2002年の「子規庵〈糸瓜忌〉」における講演を収めたものである。
若い頃に子規批判をしていたという著者が、やがて子規の面白さに目覚めていった経緯などが素直に語られている。
途中、根岸短歌会のメンバーであった香取秀眞に触れて
この頃出る本では香取秀眞という人は影がだんだん薄くなってきているんですが、これは僕らもそうなる可能性があるんで、今は一寸ずつ何かに書いてくれていますけれども三十年ぐらい経つと誰も何にも言ってくれなくて消えてしまうことがあるかも知れない。

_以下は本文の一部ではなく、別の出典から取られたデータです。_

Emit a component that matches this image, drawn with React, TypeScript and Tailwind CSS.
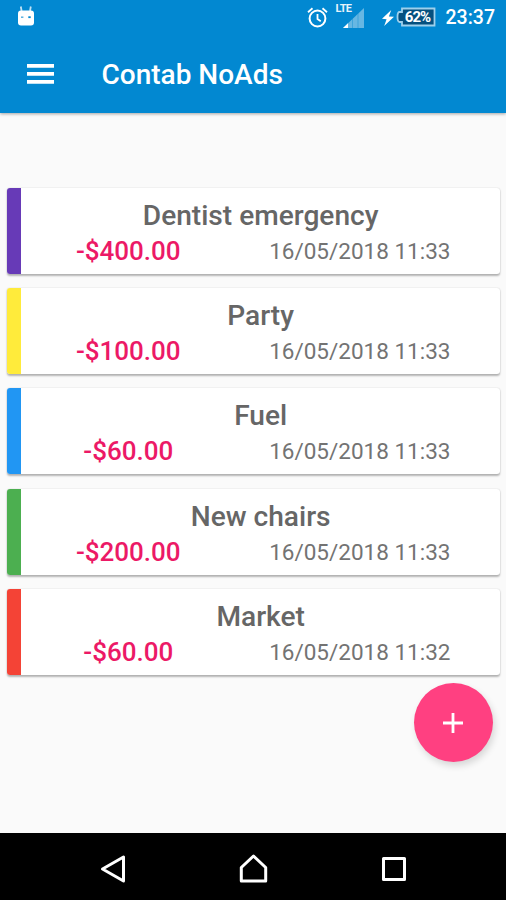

と述べているのが印象に残る。この講演から十数年がたった今、香取秀眞の影はますます薄くなってきている。そして、昨年亡くなった田井さんとて、「三十年」というのはかなり希望的な観測だったのではないかという気がする。
講演の最後は
皆さんに最後の項の、
8 同時代人としての子規―現代短歌は子規を越えたか?
を宿題としてこれで終らせていただきます。
で終っている。時間切れというよりは、簡単には結論の出ない問題ということなのだろう。そして、この問いは今もなお有効であると思う。
2003年5月15日初版第一刷発行、2009年10月20日第二刷発行、500円、子規庵保存会。